→ **DATA EXCERPT**
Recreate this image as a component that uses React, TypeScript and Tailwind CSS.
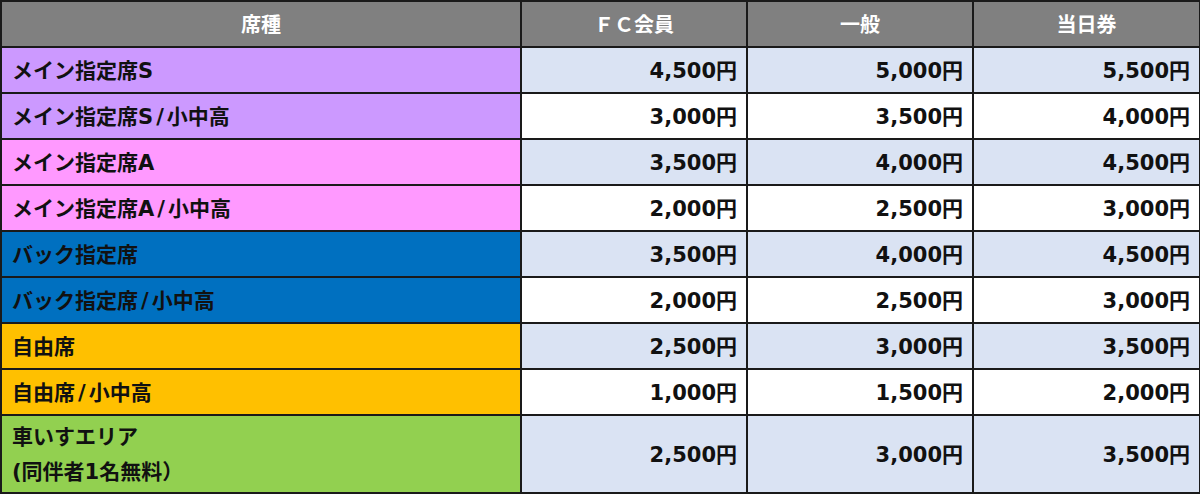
const rows = [
  { name: "メイン指定席S", bg: "bg-[#cc99ff]", fc: "4,500円", gen: "5,000円", day: "5,500円" },
  { name: "メイン指定席S/小中高", bg: "bg-[#cc99ff]", fc: "3,000円", gen: "3,500円", day: "4,000円" },
  { name: "メイン指定席A", bg: "bg-[#ff99ff]", fc: "3,500円", gen: "4,000円", day: "4,500円" },
  { name: "メイン指定席A/小中高", bg: "bg-[#ff99ff]", fc: "2,000円", gen: "2,500円", day: "3,000円" },
  { name: "バック指定席", bg: "bg-[#0070c0]", fc: "3,500円", gen: "4,000円", day: "4,500円" },
  { name: "バック指定席/小中高", bg: "bg-[#0070c0]", fc: "2,000円", gen: "2,500円", day: "3,000円" },
  { name: "自由席", bg: "bg-[#ffc000]", fc: "2,500円", gen: "3,000円", day: "3,500円" },
  { name: "自由席/小中高", bg: "bg-[#ffc000]", fc: "1,000円", gen: "1,500円", day: "2,000円" },
];

const font = { fontFamily: '"DejaVu Sans", "Noto Sans CJK JP", sans-serif' };

// slash is wider in the original font, pad it a little
function Name({ text }: { text: string }) {
  const parts = text.split("/");
  if (parts.length === 1) return <>{text}</>;
  return (
    <>
      {parts[0]}
      <span className="px-[3px]">/</span>
      {parts[1]}
    </>
  );
}

export default function App() {
  return (
    <div className="bg-white w-[1200px] h-[497px]" style={font}>
      <table className="border-collapse w-[1199px] table-fixed text-[21px] font-bold text-[#111]">
        <colgroup>
          <col className="w-[520px]" />
          <col className="w-[226px]" />
          <col className="w-[226px]" />
          <col className="w-[227px]" />
        </colgroup>
        <thead>
          <tr className="h-[46px] bg-[#808080] text-white text-[20px]">
            <th className="border-2 border-[#1a1a1a] text-center pt-[2px]">席種</th>
            <th className="border-2 border-[#1a1a1a] text-center pt-[2px]">ＦＣ会員</th>
            <th className="border-2 border-[#1a1a1a] text-center pt-[2px]">一般</th>
            <th className="border-2 border-[#1a1a1a] text-center pt-[2px]">当日券</th>
          </tr>
        </thead>
        <tbody>
          {rows.map((r, i) => {
            const cell = i % 2 === 0 ? "bg-[#dae3f3]" : "bg-white";
            return (
              <tr key={r.name} className="h-[46px]">
                <td className={`border-2 border-[#1a1a1a] pl-[10px] pt-[3px] ${r.bg}`}>
                  <Name text={r.name} />
                </td>
                <td className={`border-2 border-[#1a1a1a] text-right pr-[9px] pt-[3px] ${cell}`}>{r.fc}</td>
                <td className={`border-2 border-[#1a1a1a] text-right pr-[9px] pt-[3px] ${cell}`}>{r.gen}</td>
                <td className={`border-2 border-[#1a1a1a] text-right pr-[9px] pt-[3px] ${cell}`}>{r.day}</td>
              </tr>
            );
          })}
          <tr className="h-[78px]">
            <td className="border-2 border-[#1a1a1a] pl-[10px] pt-[2px] bg-[#92d050] leading-[35px]">
              車いすエリア
              <br />
              (同伴者1名無料）
            </td>
            <td className="border-2 border-[#1a1a1a] text-right pr-[9px] pt-[3px] bg-[#dae3f3]">2,500円</td>
            <td className="border-2 border-[#1a1a1a] text-right pr-[9px] pt-[3px] bg-[#dae3f3]">3,000円</td>
            <td className="border-2 border-[#1a1a1a] text-right pr-[9px] pt-[3px] bg-[#dae3f3]">3,500円</td>
          </tr>
        </tbody>
      </table>
    </div>
  );
}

→ **INSTRUCTIONS FOR THE TASK**
Transcribe the material exactly, keeping every word and none of the pictures.

→ **RESPONSE TO THIS TASK**
Recreate this image as a component that uses React, TypeScript and Tailwind CSS.
const rows = [
  { name: "メイン指定席S", bg: "bg-[#cc99ff]", fc: "4,500円", gen: "5,000円", day: "5,500円" },
  { name: "メイン指定席S/小中高", bg: "bg-[#cc99ff]", fc: "3,000円", gen: "3,500円", day: "4,000円" },
  { name: "メイン指定席A", bg: "bg-[#ff99ff]", fc: "3,500円", gen: "4,000円", day: "4,500円" },
  { name: "メイン指定席A/小中高", bg: "bg-[#ff99ff]", fc: "2,000円", gen: "2,500円", day: "3,000円" },
  { name: "バック指定席", bg: "bg-[#0070c0]", fc: "3,500円", gen: "4,000円", day: "4,500円" },
  { name: "バック指定席/小中高", bg: "bg-[#0070c0]", fc: "2,000円", gen: "2,500円", day: "3,000円" },
  { name: "自由席", bg: "bg-[#ffc000]", fc: "2,500円", gen: "3,000円", day: "3,500円" },
  { name: "自由席/小中高", bg: "bg-[#ffc000]", fc: "1,000円", gen: "1,500円", day: "2,000円" },
];

const font = { fontFamily: '"DejaVu Sans", "Noto Sans CJK JP", sans-serif' };

// slash is wider in the original font, pad it a little
function Name({ text }: { text: string }) {
  const parts = text.split("/");
  if (parts.length === 1) return <>{text}</>;
  return (
    <>
      {parts[0]}
      <span className="px-[3px]">/</span>
      {parts[1]}
    </>
  );
}

export default function App() {
  return (
    <div className="bg-white w-[1200px] h-[497px]" style={font}>
      <table className="border-collapse w-[1199px] table-fixed text-[21px] font-bold text-[#111]">
        <colgroup>
          <col className="w-[520px]" />
          <col className="w-[226px]" />
          <col className="w-[226px]" />
          <col className="w-[227px]" />
        </colgroup>
        <thead>
          <tr className="h-[46px] bg-[#808080] text-white text-[20px]">
            <th className="border-2 border-[#1a1a1a] text-center pt-[2px]">席種</th>
            <th className="border-2 border-[#1a1a1a] text-center pt-[2px]">ＦＣ会員</th>
            <th className="border-2 border-[#1a1a1a] text-center pt-[2px]">一般</th>
            <th className="border-2 border-[#1a1a1a] text-center pt-[2px]">当日券</th>
          </tr>
        </thead>
        <tbody>
          {rows.map((r, i) => {
            const cell = i % 2 === 0 ? "bg-[#dae3f3]" : "bg-white";
            return (
              <tr key={r.name} className="h-[46px]">
                <td className={`border-2 border-[#1a1a1a] pl-[10px] pt-[3px] ${r.bg}`}>
                  <Name text={r.name} />
                </td>
                <td className={`border-2 border-[#1a1a1a] text-right pr-[9px] pt-[3px] ${cell}`}>{r.fc}</td>
                <td className={`border-2 border-[#1a1a1a] text-right pr-[9px] pt-[3px] ${cell}`}>{r.gen}</td>
                <td className={`border-2 border-[#1a1a1a] text-right pr-[9px] pt-[3px] ${cell}`}>{r.day}</td>
              </tr>
            );
          })}
          <tr className="h-[78px]">
            <td className="border-2 border-[#1a1a1a] pl-[10px] pt-[2px] bg-[#92d050] leading-[35px]">
              車いすエリア
              <br />
              (同伴者1名無料）
            </td>
            <td className="border-2 border-[#1a1a1a] text-right pr-[9px] pt-[3px] bg-[#dae3f3]">2,500円</td>
            <td className="border-2 border-[#1a1a1a] text-right pr-[9px] pt-[3px] bg-[#dae3f3]">3,000円</td>
            <td className="border-2 border-[#1a1a1a] text-right pr-[9px] pt-[3px] bg-[#dae3f3]">3,500円</td>
          </tr>
        </tbody>
      </table>
    </div>
  );
}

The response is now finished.